### Written request
Can you output, word for word, the lines between the one holding "Clone this screenshot" and the one holding "const tabs = ['Site', 'System', 'Server', 'Logging', 'Text", inclusive, leaving out any pictures?

## BEGIN Data for this exercise

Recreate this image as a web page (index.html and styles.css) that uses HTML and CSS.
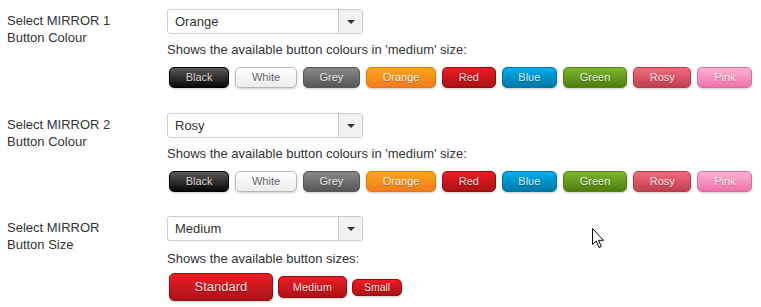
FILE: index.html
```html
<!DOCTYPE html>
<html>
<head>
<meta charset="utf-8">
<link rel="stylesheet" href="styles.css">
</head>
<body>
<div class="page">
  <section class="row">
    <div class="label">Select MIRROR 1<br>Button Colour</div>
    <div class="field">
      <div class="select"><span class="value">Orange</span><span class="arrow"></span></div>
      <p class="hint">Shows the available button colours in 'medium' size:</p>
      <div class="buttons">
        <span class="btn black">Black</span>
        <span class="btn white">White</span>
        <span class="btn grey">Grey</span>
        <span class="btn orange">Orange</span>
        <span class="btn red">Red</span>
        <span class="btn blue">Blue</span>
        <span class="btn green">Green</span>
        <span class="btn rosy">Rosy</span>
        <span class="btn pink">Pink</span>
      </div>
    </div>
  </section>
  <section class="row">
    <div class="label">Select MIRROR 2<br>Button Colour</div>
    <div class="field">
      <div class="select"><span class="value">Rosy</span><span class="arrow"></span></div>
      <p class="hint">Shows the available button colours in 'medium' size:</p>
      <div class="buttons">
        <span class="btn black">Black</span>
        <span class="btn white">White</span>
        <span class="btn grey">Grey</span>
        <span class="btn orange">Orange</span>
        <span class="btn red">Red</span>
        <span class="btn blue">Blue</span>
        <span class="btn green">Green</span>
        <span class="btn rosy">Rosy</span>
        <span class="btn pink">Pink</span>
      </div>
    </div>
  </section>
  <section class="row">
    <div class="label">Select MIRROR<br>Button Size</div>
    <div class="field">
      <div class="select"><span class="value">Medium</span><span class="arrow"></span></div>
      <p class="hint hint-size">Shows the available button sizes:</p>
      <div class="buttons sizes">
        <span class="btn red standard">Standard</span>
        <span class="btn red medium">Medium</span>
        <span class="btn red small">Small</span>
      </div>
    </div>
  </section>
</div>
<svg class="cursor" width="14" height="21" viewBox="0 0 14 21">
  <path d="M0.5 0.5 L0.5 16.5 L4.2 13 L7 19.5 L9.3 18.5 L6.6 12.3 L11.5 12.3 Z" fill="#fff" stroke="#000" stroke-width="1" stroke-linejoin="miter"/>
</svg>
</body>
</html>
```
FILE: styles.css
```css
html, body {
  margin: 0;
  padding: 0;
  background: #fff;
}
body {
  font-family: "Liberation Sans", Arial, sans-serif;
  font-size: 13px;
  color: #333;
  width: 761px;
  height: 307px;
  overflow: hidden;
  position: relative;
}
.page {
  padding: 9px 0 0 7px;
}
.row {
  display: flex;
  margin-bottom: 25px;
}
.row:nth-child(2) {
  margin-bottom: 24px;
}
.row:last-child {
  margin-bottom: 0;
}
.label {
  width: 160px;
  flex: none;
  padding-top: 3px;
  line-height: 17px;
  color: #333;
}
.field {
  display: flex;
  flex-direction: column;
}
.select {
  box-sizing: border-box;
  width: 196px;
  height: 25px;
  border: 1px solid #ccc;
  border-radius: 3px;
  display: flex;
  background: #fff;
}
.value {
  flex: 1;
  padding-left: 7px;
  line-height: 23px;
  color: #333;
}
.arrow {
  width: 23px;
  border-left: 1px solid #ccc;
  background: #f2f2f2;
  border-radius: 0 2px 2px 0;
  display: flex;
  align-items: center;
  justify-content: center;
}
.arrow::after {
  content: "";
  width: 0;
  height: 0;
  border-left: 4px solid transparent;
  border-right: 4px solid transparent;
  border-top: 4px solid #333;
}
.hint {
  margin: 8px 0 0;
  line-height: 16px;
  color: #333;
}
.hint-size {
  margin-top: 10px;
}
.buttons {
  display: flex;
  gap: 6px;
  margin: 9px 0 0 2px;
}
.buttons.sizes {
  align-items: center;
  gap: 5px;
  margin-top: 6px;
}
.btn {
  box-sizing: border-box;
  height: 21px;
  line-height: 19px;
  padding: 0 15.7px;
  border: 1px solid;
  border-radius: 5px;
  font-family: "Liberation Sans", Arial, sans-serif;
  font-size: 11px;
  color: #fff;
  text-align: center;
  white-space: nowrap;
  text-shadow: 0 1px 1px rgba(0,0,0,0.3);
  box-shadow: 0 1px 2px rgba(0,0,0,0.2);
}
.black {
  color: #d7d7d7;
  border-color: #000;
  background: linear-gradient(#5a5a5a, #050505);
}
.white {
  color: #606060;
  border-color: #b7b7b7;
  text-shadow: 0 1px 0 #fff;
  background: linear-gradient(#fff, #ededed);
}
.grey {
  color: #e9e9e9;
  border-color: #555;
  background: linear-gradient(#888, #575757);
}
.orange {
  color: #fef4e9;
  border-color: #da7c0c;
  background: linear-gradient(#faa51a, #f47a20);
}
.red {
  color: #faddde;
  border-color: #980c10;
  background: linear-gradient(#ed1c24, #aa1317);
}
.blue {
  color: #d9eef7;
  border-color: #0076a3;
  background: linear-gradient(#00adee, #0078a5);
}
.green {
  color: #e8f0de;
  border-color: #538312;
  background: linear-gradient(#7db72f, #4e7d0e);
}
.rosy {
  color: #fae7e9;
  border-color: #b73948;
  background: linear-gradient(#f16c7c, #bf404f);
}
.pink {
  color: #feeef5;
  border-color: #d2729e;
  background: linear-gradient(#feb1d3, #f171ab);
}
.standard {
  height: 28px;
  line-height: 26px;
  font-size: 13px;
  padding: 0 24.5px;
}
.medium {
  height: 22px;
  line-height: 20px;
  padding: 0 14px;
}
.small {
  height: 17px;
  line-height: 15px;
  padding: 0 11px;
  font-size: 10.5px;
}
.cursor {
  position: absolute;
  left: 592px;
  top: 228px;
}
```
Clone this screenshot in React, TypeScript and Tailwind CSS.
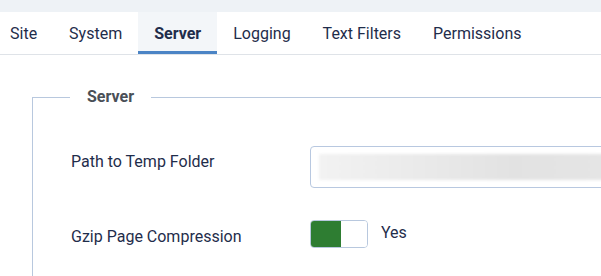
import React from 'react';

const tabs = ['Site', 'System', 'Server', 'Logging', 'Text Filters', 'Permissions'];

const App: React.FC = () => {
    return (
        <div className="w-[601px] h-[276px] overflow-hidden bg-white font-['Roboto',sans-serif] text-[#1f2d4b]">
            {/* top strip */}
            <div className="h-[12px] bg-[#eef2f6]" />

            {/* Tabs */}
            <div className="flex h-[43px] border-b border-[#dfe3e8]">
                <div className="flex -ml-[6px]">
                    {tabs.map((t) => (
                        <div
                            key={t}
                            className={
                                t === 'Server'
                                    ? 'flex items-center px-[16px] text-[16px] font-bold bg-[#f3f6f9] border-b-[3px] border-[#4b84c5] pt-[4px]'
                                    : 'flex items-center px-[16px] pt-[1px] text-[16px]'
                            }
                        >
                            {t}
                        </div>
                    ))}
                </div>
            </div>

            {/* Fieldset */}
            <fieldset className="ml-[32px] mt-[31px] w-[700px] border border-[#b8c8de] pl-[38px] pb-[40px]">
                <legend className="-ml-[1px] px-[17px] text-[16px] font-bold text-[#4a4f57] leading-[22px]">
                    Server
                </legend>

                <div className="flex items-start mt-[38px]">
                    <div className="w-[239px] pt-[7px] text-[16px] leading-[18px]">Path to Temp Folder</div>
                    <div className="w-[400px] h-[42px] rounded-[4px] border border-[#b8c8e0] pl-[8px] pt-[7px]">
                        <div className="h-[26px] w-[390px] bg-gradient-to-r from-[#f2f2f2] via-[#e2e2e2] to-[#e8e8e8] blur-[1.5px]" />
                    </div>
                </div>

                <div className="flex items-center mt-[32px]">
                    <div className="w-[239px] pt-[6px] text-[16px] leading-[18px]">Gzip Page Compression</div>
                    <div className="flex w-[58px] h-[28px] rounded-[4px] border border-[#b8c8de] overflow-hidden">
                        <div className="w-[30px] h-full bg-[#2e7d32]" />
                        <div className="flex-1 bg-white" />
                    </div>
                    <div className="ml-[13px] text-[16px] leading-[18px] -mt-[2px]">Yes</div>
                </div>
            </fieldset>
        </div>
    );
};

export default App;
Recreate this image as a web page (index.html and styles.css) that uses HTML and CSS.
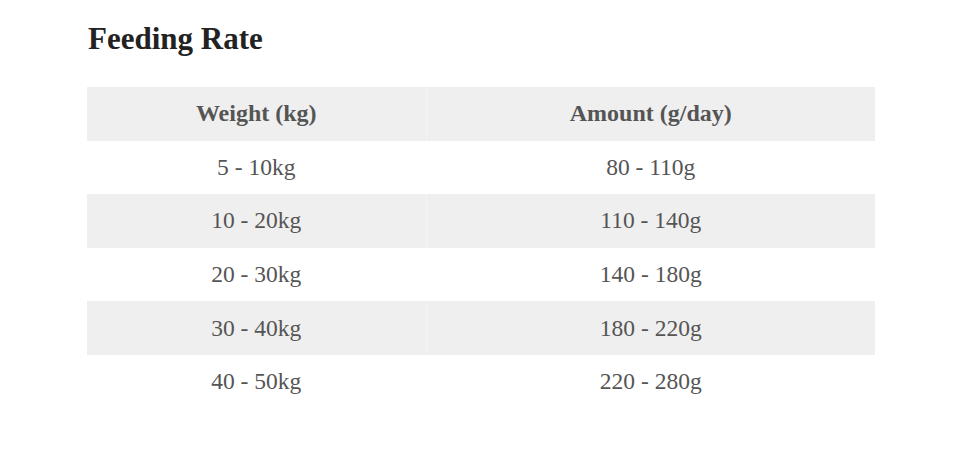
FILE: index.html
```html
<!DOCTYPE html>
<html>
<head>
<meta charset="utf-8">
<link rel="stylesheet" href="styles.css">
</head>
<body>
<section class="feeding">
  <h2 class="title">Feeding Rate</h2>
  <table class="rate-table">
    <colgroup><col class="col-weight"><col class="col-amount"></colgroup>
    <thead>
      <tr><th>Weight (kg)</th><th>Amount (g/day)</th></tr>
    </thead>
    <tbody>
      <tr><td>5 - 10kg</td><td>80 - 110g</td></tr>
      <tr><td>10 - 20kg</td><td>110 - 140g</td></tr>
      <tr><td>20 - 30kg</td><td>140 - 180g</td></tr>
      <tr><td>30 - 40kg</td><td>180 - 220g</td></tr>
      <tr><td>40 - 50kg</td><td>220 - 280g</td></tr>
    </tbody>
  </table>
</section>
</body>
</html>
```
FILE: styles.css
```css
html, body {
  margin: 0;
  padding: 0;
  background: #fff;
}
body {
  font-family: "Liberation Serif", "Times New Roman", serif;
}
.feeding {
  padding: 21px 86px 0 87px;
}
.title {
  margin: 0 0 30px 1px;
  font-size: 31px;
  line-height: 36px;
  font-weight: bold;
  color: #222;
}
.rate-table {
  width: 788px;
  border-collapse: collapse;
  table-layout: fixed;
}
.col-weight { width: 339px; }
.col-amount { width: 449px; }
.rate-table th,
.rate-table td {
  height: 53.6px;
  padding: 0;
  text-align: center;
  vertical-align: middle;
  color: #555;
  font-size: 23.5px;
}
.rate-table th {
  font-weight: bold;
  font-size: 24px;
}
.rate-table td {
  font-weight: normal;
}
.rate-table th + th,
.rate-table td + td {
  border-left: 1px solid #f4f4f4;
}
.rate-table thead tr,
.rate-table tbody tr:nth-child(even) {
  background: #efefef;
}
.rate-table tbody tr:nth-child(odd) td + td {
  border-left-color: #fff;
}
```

## END Data for this exercise

### Answer for the task
Clone this screenshot in React, TypeScript and Tailwind CSS.
import React from 'react';

const tabs = ['Site', 'System', 'Server', 'Logging', 'Text Filters', 'Permissions'];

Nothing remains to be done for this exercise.